Some people haven't really learned from the mistakes of others. If you value your job, be very careful where you choose to complain about it, because watchful eyes can be everywhere. Nowhere is this more true than the Internet, where the views of millions are publicly shared with even greater numbers. If you work for Nintendo, as Jessica Zenner did, you better be careful about blogging your bitchery to the world ... as Jessica Zenner wasn't.
Seattle paper The Stranger reported that Zenner's blog, titled Inexcusable Behavior (ironic, no?) made the suits at Nintendo quite unhappy, possibly because of entries detailing the employee's co-workers that were less than flattering. She described one of her colleagues as a hormonal, facial-hair growing, frumpy woman who'd given her a new excuse to drink heavily. She punctuated this eloquent description but hypothesizing that the woman had not [expletive'd] in years. Apparently that's not kosher -- who knew?
Jessica was unaware of any blog policies, she claims, and also defends her complaining with the fact that she never mentioned Nintendo by name, and even wrote under the alias of Jessica Carr. Nevertheless, the pictures of Zenner on the blog were enough and Mario angrily fired her.

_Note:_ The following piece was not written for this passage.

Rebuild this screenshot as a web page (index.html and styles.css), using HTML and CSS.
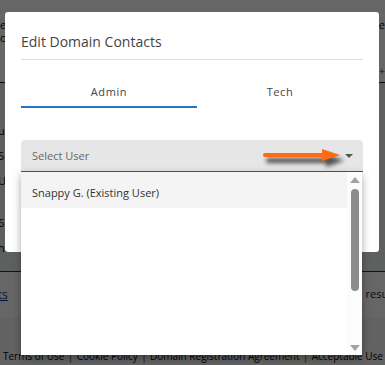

I wonder now, is it really good form to fire someone if they complain about their job and are caught? Everybody does it, everybody knows they do it. Does blogging those complaints make them more offensive? Does the fact that Nintendo itself wasn't mentioned or that this was done outside of the workplace have any weight in the situation? Evidently not, as Nintendo fired her, but I wonder if she really, truly deserved it. Mind you, I'd never be stupid enough to insult my colleagues on a blog ... mainly because they kind of write here too. The wankers.